# Instantaneous Power calculation

1. Apr 7, 2016

### Le_Anthony

1. The problem statement, all variables and given/known data
The energy of a system increases at a rate of 3.5t + 6.2t^2, in joules.
What is the instantaneous power at t=3.1 s?

2. Relevant equations
P=dW/dt
J/s=watt

3. The attempt at a solution
dW=3.5 + 12.4t
P=(3.5 + 12.4t joule) / (3.1s)=1.12 + 4t, in watts

Yes/ no???

2. Apr 7, 2016

No.

3. Apr 7, 2016

### Staff: Mentor

No, it's dW/dt = 3.5 + 12.4t

Why did you divide by 3.1? What units would your answer have?

4. Apr 7, 2016

### donpacino

no, they are asking for the instantaneous power at t=3.1

why would the power at 3.1 secs be dependent on time?

1 watt does equal 1 joule per second.

I'll give you a few hints.
The average power dissipated during a time period is energy/ the time period.
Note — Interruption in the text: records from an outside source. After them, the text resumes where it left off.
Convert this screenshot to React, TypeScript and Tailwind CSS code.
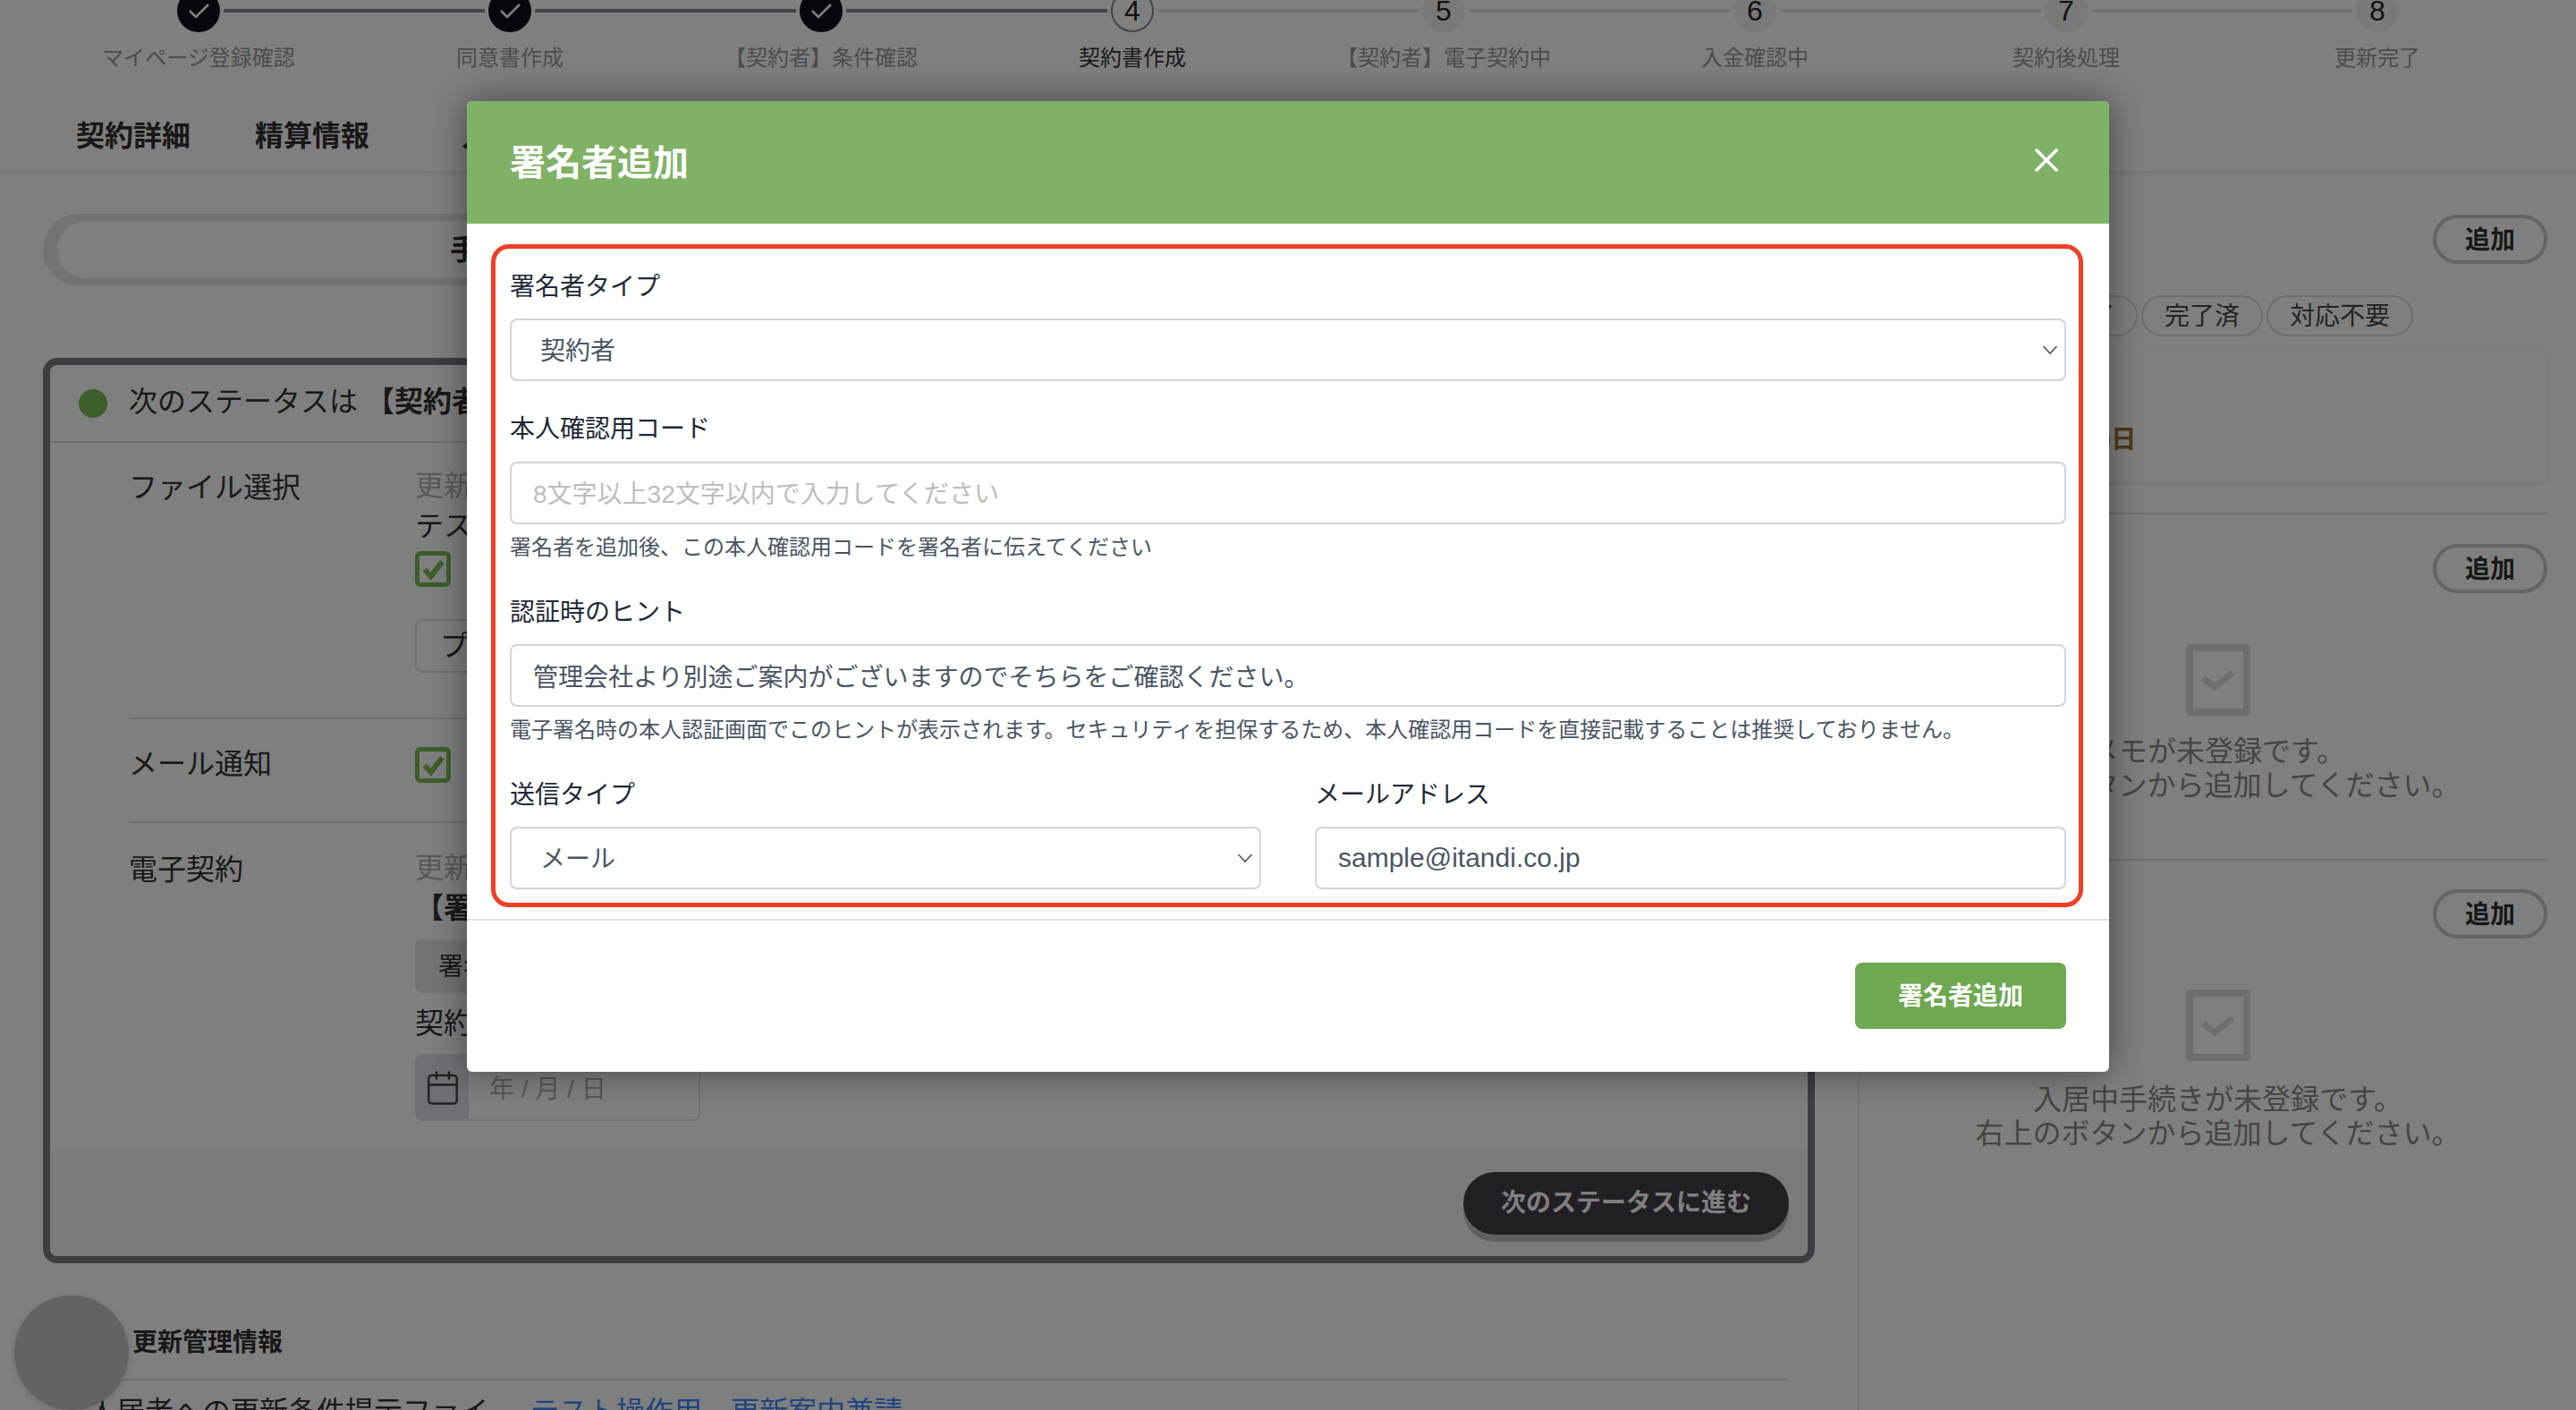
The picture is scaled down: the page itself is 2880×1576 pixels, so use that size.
import React from 'react';
import { Calendar, X } from 'lucide-react';

const steps = [
  'マイページ登録確認',
  '同意書作成',
  '【契約者】条件確認',
  '契約書作成',
  '【契約者】電子契約中',
  '入金確認中',
  '契約後処理',
  '更新完了',
];

const GreenCheckbox = () => (
  <div className="flex h-10 w-10 items-center justify-center rounded-md border-[5px] border-[#7abc54] text-[#7abc54]">
    <svg viewBox="0 0 24 24" fill="none" className="h-7 w-7">
      <path d="M4 12.5 10 19 21 5" stroke="currentColor" strokeWidth="5" />
    </svg>
  </div>
);

const AddButton = () => (
  <button className="flex h-[55px] w-[128px] items-center justify-center rounded-full border-4 border-[#c8c8c8] pt-[2px] text-[28px] font-bold text-[#303030]">
    追加
  </button>
);

const EmptyState = ({ lines, textClass }: { lines: string[]; textClass: string }) => (
  <div className="flex flex-col items-center">
    <div className="flex h-20 w-[72px] items-center justify-center rounded-sm border-8 border-[#dcdcdc] text-[#dcdcdc]">
      <svg viewBox="0 0 40 40" fill="none" className="h-10 w-10">
        <path d="M3 18 16 28 36 12" stroke="currentColor" strokeWidth="7" />
      </svg>
    </div>
    <div className={`text-center text-[32px] leading-[38px] text-[#8a8a8a] ${textClass}`}>
      {lines.map((l) => (
        <div key={l}>{l}</div>
      ))}
    </div>
  </div>
);

const Chevron = () => (
  <svg viewBox="0 0 18 11" fill="none" className="pointer-events-none absolute right-[9px] top-1/2 h-[11px] w-[18px] -translate-y-1/2 text-[#4b5563]">
    <path d="M1.5 1.5 9 9.5l7.5-8" stroke="currentColor" strokeWidth="1.6" />
  </svg>
);

const Field = ({ label, className, children }: { label: string; className?: string; children: React.ReactNode }) => (
  <div className={className}>
    <div className="h-10 text-[28px] leading-[44px] text-[#1f2937]">{label}</div>
    {children}
  </div>
);

const Stepper = () => (
  <div className="grid grid-cols-8 px-12">
    {steps.map((s, i) => {
      const n = i + 1;
      return (
        <div key={s} className="flex flex-col items-center">
          <div className="flex w-full items-center">
            <div className={`h-1 flex-1 ${i === 0 ? '' : n <= 4 ? 'bg-[#8a8894]' : 'bg-[#e6e6e6]'}`} />
            <div
              className={`mx-1 flex h-12 w-12 items-center justify-center rounded-full text-[32px] leading-none text-[#222] ${
                n <= 3 ? 'bg-[#100c18] text-white' : n === 4 ? 'border-2 border-[#8a8894] bg-white' : 'bg-[#f2f2f2]'
              }`}
            >
              {n <= 3 ? (
                <svg viewBox="0 0 48 48" fill="none" className="h-12 w-12">
                  <path d="M14 24 21 31 35 17" stroke="currentColor" strokeWidth="2.6" />
                </svg>
              ) : (
                n
              )}
            </div>
            <div className={`h-1 flex-1 ${i === 7 ? '' : n <= 3 ? 'bg-[#8a8894]' : 'bg-[#e6e6e6]'}`} />
          </div>
          <div className={`mt-[11px] h-9 text-[24px] leading-9 ${n === 4 ? 'text-[#333]' : 'text-[#999]'}`}>{s}</div>
        </div>
      );
    })}
  </div>
);

const AddSignerModal = () => (
  <div className="absolute inset-0 z-20 flex items-start justify-center bg-black/50 pt-[113px]">
    <div className="w-[1836px] overflow-hidden rounded-md bg-white shadow-[0_0_40px_rgba(0,0,0,0.45)]">
      {/* Header */}
      <div className="flex h-[137px] items-center justify-between bg-[#80b266] pl-12 pr-[48px]">
        <h2 className="text-[40px] font-bold text-white">署名者追加</h2>
        <X className="mb-[6px] h-11 w-11 text-white" strokeWidth={2} />
      </div>

      {/* Body */}
      <div className="relative px-12 pb-[33px] pt-[49px]">
        <div className="pointer-events-none absolute left-[27px] top-[23px] h-[741px] w-[1780px] rounded-[20px] border-[5px] border-[#ee4025]" />

        <Field label="署名者タイプ">
          <div className="relative mt-[17px]">
            <select
              defaultValue="契約者"
              className="h-[70px] w-full appearance-none rounded-lg border-2 border-[#d1d5db] bg-white pl-8 pt-[3px] text-[28px] text-[#4b5563]"
            >
              <option>契約者</option>
            </select>
            <Chevron />
          </div>
        </Field>

        <Field label="本人確認用コード" className="mt-[32px]">
          <input
            placeholder="8文字以上32文字以内で入力してください"
            className="mt-[18px] h-[70px] w-full rounded-lg border-2 border-[#d1d5db] pl-6 pt-[3px] text-[28px] text-[#4b5563] placeholder:text-[#bdbdbd]"
          />
          <p className="mt-2 text-[24px] leading-9 text-[#4b5563]">署名者を追加後、この本人確認用コードを署名者に伝えてください</p>
        </Field>

        <Field label="認証時のヒント" className="mt-[33px]">
          <input
            defaultValue="管理会社より別途ご案内がございますのでそちらをご確認ください。"
            className="mt-[17px] h-[70px] w-full rounded-lg border-2 border-[#d1d5db] pl-6 text-[28px] text-[#4b5563]"
          />
          <p className="mt-2 text-[24px] leading-9 text-[#4b5563]">
            電子署名時の本人認証画面でこのヒントが表示されます。セキュリティを担保するため、本人確認用コードを直接記載することは推奨しておりません。
          </p>
        </Field>

        <div className="mt-[33px] grid grid-cols-2 gap-[60px]">
          <Field label="送信タイプ">
            <div className="relative mt-[17px]">
              <select
                defaultValue="メール"
                className="h-[70px] w-full appearance-none rounded-lg border-2 border-[#d1d5db] bg-white pl-8 pt-[3px] text-[28px] text-[#4b5563]"
              >
                <option>メール</option>
              </select>
              <Chevron />
            </div>
          </Field>
          <Field label="メールアドレス">
            <input
              defaultValue="sample@itandi.co.jp"
              className="mt-[17px] h-[70px] w-full rounded-lg border-2 border-[#d1d5db] pl-6 text-[30px] text-[#4b5563]"
            />
          </Field>
        </div>
      </div>

      {/* Footer */}
      <div className="flex justify-end border-t-2 border-[#e0e0e0] px-12 pb-12 pt-[47px]">
        <button className="h-[74px] w-[236px] rounded-lg bg-[#6ea851] pt-[2px] text-[28px] font-bold text-white">署名者追加</button>
      </div>
    </div>
  </div>
);

const StatusCard = () => (
  <div className="mt-[81px] h-[1012px] rounded-2xl border-8 border-[#7c7a84]">
    <div className="flex h-[87px] items-center border-b-2 border-[#dedede] pl-8">
      <div className="h-8 w-8 rounded-full bg-[#7abc54]" />
      <span className="-mt-1 ml-6 whitespace-nowrap text-[32px] text-[#333]">
        次のステータスは <b>【契約者】電子契約中</b>
      </span>
    </div>

    <div className="ml-[88px] mr-6 h-[792px] text-[32px] text-[#333]">
      <div className="flex h-[309px] border-b-2 border-[#dedede] pt-[26px]">
        <div className="w-80 leading-12">ファイル選択</div>
        <div className="leading-[45px]">
          <div className="text-[#b4b4b4]">更新書類</div>
          <div>テスト</div>
          <div className="mt-[5px]">
            <GreenCheckbox />
          </div>
          <div className="mt-9 flex h-[60px] w-[240px] items-center rounded-lg border-2 border-[#e0e0e0] pl-[26px]">プレビュー</div>
        </div>
      </div>
      <div className="flex h-[116px] items-start border-b-2 border-[#dedede] pt-[31px]">
        <div className="-mt-[5px] w-80 leading-12">メール通知</div>
        <GreenCheckbox />
      </div>
      <div className="flex pt-7">
        <div className="w-80 leading-12">電子契約</div>
        <div className="leading-[45px]">
          <div className="text-[#b4b4b4]">更新書類</div>
          <div className="font-bold">【署名者】</div>
          <div className="mt-3 flex h-[60px] w-[240px] items-center rounded-lg bg-[#e8e8e8] pl-[26px] text-[28px]">署名者追加</div>
          <div className="mt-3">契約日</div>
          <div className="mt-[11px] flex h-[75px] w-[319px] items-center overflow-hidden rounded-lg border-2 border-[#e4e4e4]">
            <div className="flex h-full w-[58px] items-center justify-center bg-[#dee0ea]">
              <Calendar className="h-[42px] w-[42px] text-[#464646]" strokeWidth={1.4} />
            </div>
            <span className="ml-[23px] pt-[3px] text-[28px] text-[#aeaeae]">年 / 月 / 日</span>
          </div>
        </div>
      </div>
    </div>

    <div className="flex h-[117px] justify-end rounded-b-lg bg-[#f4f4f8] pr-[21px] pt-[23px]">
      <button className="h-[70px] w-[364px] rounded-full bg-[#423e48] text-[28px] font-bold text-white shadow-[0_8px_0_#c2bec6]">
        次のステータスに進む
      </button>
    </div>
  </div>
);

export default function App() {
  return (
    <div className="relative h-[1576px] w-full overflow-hidden bg-white font-['Liberation_Sans','Noto_Sans_CJK_JP',sans-serif]">
      {/* Header */}
      <header className="relative z-10 -mt-3 bg-white pb-[17px] shadow-[0_2px_6px_rgba(0,0,0,0.1)]">
        <Stepper />
        <nav className="mt-[43px] flex h-12 gap-[72px] pl-[85px] text-[32px] font-bold leading-[52px] text-[#303030]">
          <span>契約詳細</span>
          <span>精算情報</span>
          <span className="ml-[31px]">入居者情報</span>
        </nav>
      </header>

      <main className="flex h-[1385px]">
        {/* Left column */}
        <div className="w-[2079px] shrink-0 border-r-2 border-[#ededed] pl-12 pr-[48px] pt-12">
          <div className="flex h-20 rounded-full bg-[#e6e6e6] p-2 px-4">
            <div className="flex flex-1 items-center justify-center rounded-full bg-white text-[32px] font-bold text-[#303030]">手続き</div>
            <div className="flex flex-1 items-center justify-center text-[32px] font-bold text-[#303030]">メモ</div>
          </div>
          <StatusCard />
          <div className="ml-[50px] mr-[31px] mt-[68px]">
            <div className="h-[63px] border-b-2 border-[#dcdcdc] pl-[50px] text-[28px] font-bold leading-[42px] text-[#303030]">更新管理情報</div>
            <div className="flex pt-[11px] text-[32px] leading-12">
              <div className="w-[448px] text-[#333]">入居者への更新条件提示ファイル</div>
              <div className="ml-[47px] whitespace-nowrap text-[#4088ff]">テスト操作用　更新案内兼請</div>
            </div>
          </div>
        </div>

        {/* Right column */}
        <div className="flex-1 pl-[32px] pr-8 pt-[49px]">
          <div className="flex justify-end">
            <AddButton />
          </div>
          <div className="mt-[35px] flex justify-end gap-1 pr-[150px] text-[28px] text-[#484848]">
            {['未完了', '完了済', '対応不要'].map((c) => (
              <span key={c} className="flex h-[46px] items-center rounded-full border-2 border-[#dcdcdc] px-6 pt-[2px]">
                {c}
              </span>
            ))}
          </div>
          <div className="mt-[15px] flex h-[148px] items-center rounded-lg pl-[50px] pt-[54px] shadow-[0_1px_4px_rgba(0,0,0,0.12)]">
            <span className="text-[28px] font-bold text-[#9c7428]">契約終了まで30日</span>
          </div>
          <div className="mt-[34px] border-t-2 border-[#dcdcdc] pt-[33px]">
            <div className="flex justify-end">
              <AddButton />
            </div>
            <div className="mt-[57px]">
              <EmptyState textClass="mt-[21px]" lines={['メモが未登録です。', '右上のボタンから追加してください。']} />
            </div>
          </div>
          <div className="mt-[63px] border-t-2 border-[#dcdcdc] pt-[32px]">
            <div className="flex justify-end">
              <AddButton />
            </div>
            <div className="mt-[57px]">
              <EmptyState textClass="mt-[24px]" lines={['入居中手続きが未登録です。', '右上のボタンから追加してください。']} />
            </div>
          </div>
        </div>
      </main>

      {/* Floating help button */}
      <div className="absolute left-4 top-[1448px] z-10 h-32 w-32 rounded-full bg-[#c6c6c6] shadow-[0_2px_10px_rgba(0,0,0,0.15)]" />

      <AddSignerModal />
    </div>
  );
}
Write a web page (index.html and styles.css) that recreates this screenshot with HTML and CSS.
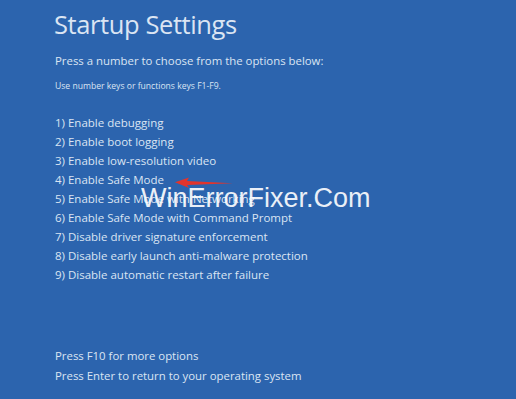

What happens when you decrease that time period to a very small value?

another hint. To find energy simply sum (integrate) the power. how do you go the other way?

5. Apr 7, 2016

### Le_Anthony

So i just need to derive the equation and plug in 3.1s?
I divided by 3.1 because instantaneous power is derivative of work w/ respect to time.